Ann-Carole in the middle
Rasender reporter

The glasses are filled again, and we dance to the sound of the vintage decibels to celebrate our new friends, the counterfactual cosmic rays.

Terry and Josie, another neighbor


May 2, 2010

De Lempicka in Monaco


We are still watching the 7ème grand prix historique of Monaco. (Click here for the first part of the story). The champagne flows, more up here than down below on the decks of the superyachts. Is this a good or a bad sign?



I suddenly realize (it must be the alcohol) that two suspiciously small paintings of Tamara de Lempicka, the art deco painter, adorn the room. I try to get the message across, but nobody is interested. Tamara had a run of auction records with paintings selling above US$ 7 million recently, much to the dismay of M&’s favorite art critic, Souren Melikian, who never fails to mention “Edelkitsch” in her presence. The paintings here on the wall should be worth millions, I tell the other guests. Still, nobody is interested. One, out of sheer politeness, mentions that one should never insure in France, what with those leaks at the assurances.

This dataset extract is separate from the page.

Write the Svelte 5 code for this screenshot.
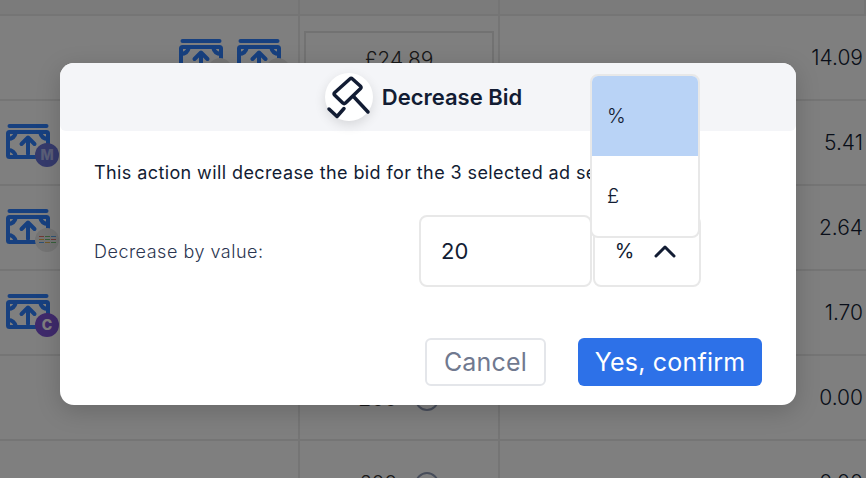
<script lang="ts">
  interface Row {
    icons: string[];
    bid?: string;
    help?: boolean;
    value: string;
  }

  const rows: Row[] = [
    { icons: ["multi", "multi"], bid: "£24.89", value: "14.09" },
    { icons: ["m"], value: "5.41" },
    { icons: ["multi"], value: "2.64" },
    { icons: ["c"], value: "1.70" },
    { icons: [], bid: "£00", help: true, value: "0.00" },
    { icons: [], bid: "£00", help: true, value: "0.00" }
  ];

  const dots = ["#e0706a", "#6fbf77", "#5fa4e8", "#e8b04a", "#6fbf77", "#e0706a", "#5fa4e8", "#e8b04a", "#6fbf77"];
</script>

<div class="page">
  <div class="table">
    <div class="head"><span></span><span></span><span></span></div>
    {#each rows as row, i}
      <div class="row">
        <div class="cell icons" class:end={row.icons.length > 1}>
          {#each row.icons as kind}
            <div class="money">
              <svg width="44" height="36" viewBox="0 0 44 36" fill="none" stroke="#2f80ff" stroke-width="4" stroke-linecap="round" stroke-linejoin="round">
                <path d="M3.500 2h37" />
                <rect x="2" y="8" width="40" height="25" rx="1.500" />
                <path d="M2 15c4 0 7-2.500 8-7M42 15c-4 0-7-2.500-8-7M2 26c4 0 7 2.500 8 7M42 26c-4 0-7 2.500-8 7" />
                <path d="M22 30V14M15.500 20l6.500-6.500 6.500 6.500" />
              </svg>
              {#if kind === "m"}
                <span class="badge m">M</span>
              {:else if kind === "c"}
                <span class="badge c">C</span>
              {:else}
                <span class="badge multi">
                  {#each dots as d}<i style="background:{d}"></i>{/each}
                </span>
              {/if}
            </div>
          {/each}
        </div>
        <div class="cell bid">
          {#if i === 0}
            <div class="bid-box">{row.bid}</div>
          {:else if row.bid}
            <span>{row.bid}</span>
            {#if row.help}<span class="help"></span>{/if}
          {/if}
        </div>
        <div class="cell value">{row.value}</div>
      </div>
    {/each}
  </div>

  <div class="backdrop"></div>

  <div class="modal">
    <header>
      <span class="logo">
        <svg width="48" height="48" viewBox="0 0 48 48" fill="none" stroke="#121c33" stroke-width="3.500" stroke-linecap="round" stroke-linejoin="round">
          <path d="M9.800 19.500L24.800 6a2 2 0 0 1 2.700 0l7.800 7a2 2 0 0 1 0 2.800L20.500 30a2 2 0 0 1-2.700 0l-8-7.700a2 2 0 0 1 0-2.800z" />
          <path d="M29 24l14 15" />
          <path d="M4 36l8 7.500 7-8" />
        </svg>
      </span>
      <h2>Decrease Bid</h2>
    </header>

    <p class="message">This action will decrease the bid for the 3 selected ad sets.</p>

    <div class="field">
      <label for="bid-value">Decrease by value:</label>
      <input id="bid-value" value="20" />
      <div class="select">
        <span>%</span>
        <svg width="22" height="14" viewBox="0 0 22 14" fill="none" stroke="#121c33" stroke-width="3" stroke-linecap="round" stroke-linejoin="round">
          <path d="M2 12l9-9 9 9" />
        </svg>
      </div>
    </div>

    <div class="actions">
      <button class="cancel">Cancel</button>
      <button class="confirm">Yes, confirm</button>
    </div>

    <ul class="menu">
      <li class="active">%</li>
      <li>£</li>
    </ul>
  </div>
</div>

<style>
  :global(body) {
    margin: 0;
    font-family: "Inter", "Liberation Sans", sans-serif;
  }

  .page {
    position: relative;
    width: 866px;
    height: 478px;
    overflow: hidden;
    background: #fff;
    color: #121c33;
  }

  .head {
    height: 14px;
    background: #f6f6f6;
    border-bottom: 2px solid #ebebeb;
    display: grid;
    grid-template-columns: 300px 200px 1fr;
  }

  .head span {
    border-right: 2px solid #ebebeb;
  }

  .row {
    display: grid;
    grid-template-columns: 300px 200px 1fr;
    height: 83px;
    border-bottom: 2px solid #ebebeb;
  }

  .cell {
    display: flex;
    align-items: center;
    border-right: 2px solid #ebebeb;
  }

  .icons {
    gap: 14px;
    padding: 0 14px 0 6px;
  }

  .icons.end {
    justify-content: flex-end;
    padding-right: 17px;
  }

  .money {
    position: relative;
    width: 44px;
    height: 36px;
    margin-top: -2px;
  }

  .money svg {
    display: block;
  }

  .badge {
    position: absolute;
    right: -9px;
    bottom: -7px;
    width: 24px;
    height: 24px;
    border-radius: 50%;
    display: flex;
    align-items: center;
    justify-content: center;
    font-size: 14px;
    font-weight: 800;
  }

  .badge.m {
    background: #6a74d8;
    color: #b4bdf0;
  }

  .badge.c {
    background: #7f54d8;
    color: #fff;
  }

  .badge.multi {
    background: #e8e8e8;
    gap: 2px 1px;
    flex-wrap: wrap;
    align-content: center;
    padding: 0 3px;
    box-sizing: border-box;
  }

  .badge.multi i {
    width: 5px;
    height: 1px;
  }

  .bid {
    justify-content: center;
    gap: 18px;
    font-size: 21px;
    font-weight: 300;
    padding: 2px 4px 0;
    color: #333;
  }

  .bid-box {
    box-sizing: border-box;
    width: 192px;
    height: 58px;
    margin-top: 2px;
    border: 2px solid #e4e4e4;
    display: flex;
    align-items: center;
    justify-content: center;
  }

  .help {
    width: 24px;
    height: 24px;
    border: 2px solid #8f9ab5;
    border-radius: 50%;
    box-sizing: border-box;
  }

  .value {
    justify-content: flex-end;
    border-right: 0;
    padding-right: 3px;
    font-size: 21px;
    font-weight: 300;
  }

  .backdrop {
    position: absolute;
    inset: 0;
    background: rgba(0, 0, 0, 0.5);
  }

  .modal {
    position: absolute;
    left: 60px;
    top: 63px;
    width: 736px;
    height: 342px;
    box-sizing: border-box;
    background: #fff;
    border-radius: 14px;
    box-shadow: 0 6px 24px rgba(0, 0, 0, 0.18);
  }

  header {
    height: 68px;
    box-sizing: border-box;
    background: #f4f5f8;
    border-radius: 14px 14px 6px 6px;
    display: flex;
    align-items: center;
    justify-content: center;
    gap: 9px;
    padding-right: 9px;
  }

  .logo {
    width: 48px;
    height: 48px;
    border-radius: 50%;
    background: #fff;
    box-shadow: 0 4px 12px rgba(0, 0, 0, 0.12);
  }

  .logo svg {
    display: block;
  }

  h2 {
    margin: 0;
    font-size: 22px;
    font-weight: 600;
  }

  .message {
    margin: 29px 0 0 34px;
    font-size: 18px;
    line-height: 26px;
    letter-spacing: 0.4px;
    white-space: nowrap;
    overflow: hidden;
    width: 640px;
  }

  .field {
    display: flex;
    align-items: stretch;
    height: 72px;
    margin: 29px 0 0 34px;
  }

  label {
    width: 325px;
    align-self: center;
    font-size: 18px;
    font-weight: 300;
    letter-spacing: 0.5px;
    color: #2b3550;
  }

  input {
    box-sizing: border-box;
    width: 173px;
    border: 2px solid #e8e8e8;
    border-radius: 8px;
    padding: 0 20px;
    font: inherit;
    font-size: 22px;
    color: #121c33;
    outline: none;
  }

  .select {
    box-sizing: border-box;
    width: 108px;
    margin-left: 1px;
    padding-right: 3px;
    border: 2px solid #e8e8e8;
    border-radius: 8px;
    display: flex;
    align-items: center;
    justify-content: center;
    gap: 20px;
    font-size: 20px;
  }

  .actions {
    display: flex;
    justify-content: flex-end;
    gap: 32px;
    margin: 51px 34px 0 0;
  }

  button {
    height: 48px;
    font: inherit;
    font-size: 25px;
    letter-spacing: 0.2px;
    border-radius: 6px;
  }

  .cancel {
    box-sizing: border-box;
    width: 121px;
    background: #fff;
    border: 2px solid #e4e6ea;
    color: #70798f;
  }

  .confirm {
    width: 184px;
    background: #2d71e8;
    border: 0;
    color: #fff;
  }

  .menu {
    position: absolute;
    left: 530px;
    top: 11px;
    width: 110px;
    box-sizing: border-box;
    margin: 0;
    padding: 0;
    list-style: none;
    background: #fff;
    border: 2px solid #e8e8e8;
    border-radius: 8px;
    overflow: hidden;
  }

  .menu li {
    height: 80px;
    padding: 0 0 0 15px;
    box-sizing: border-box;
    display: flex;
    align-items: center;
    font-size: 20px;
    font-weight: 300;
  }

  .menu li.active {
    background: #b9d3f6;
  }
</style>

Are these de Lempickas real? One is signed, one is not. Closeup, they look suspiciously flat, as if printed. But they do raise interesting questions, like, “where is the kitchen,” and “is this the right or the left bosom?”



The 7ème grand prix historique race continues with a parade of vintage models, while an alien spaceship lands effortlessly on the shining Mediterranean outside, and then transmogrifies into the super cruiser, The World, the home of homeless billionaires.

No, I stand corrrected. It's not The World, it's just some minor cruiser of the Holland America Line, a hopeless outfit for the toiling masses.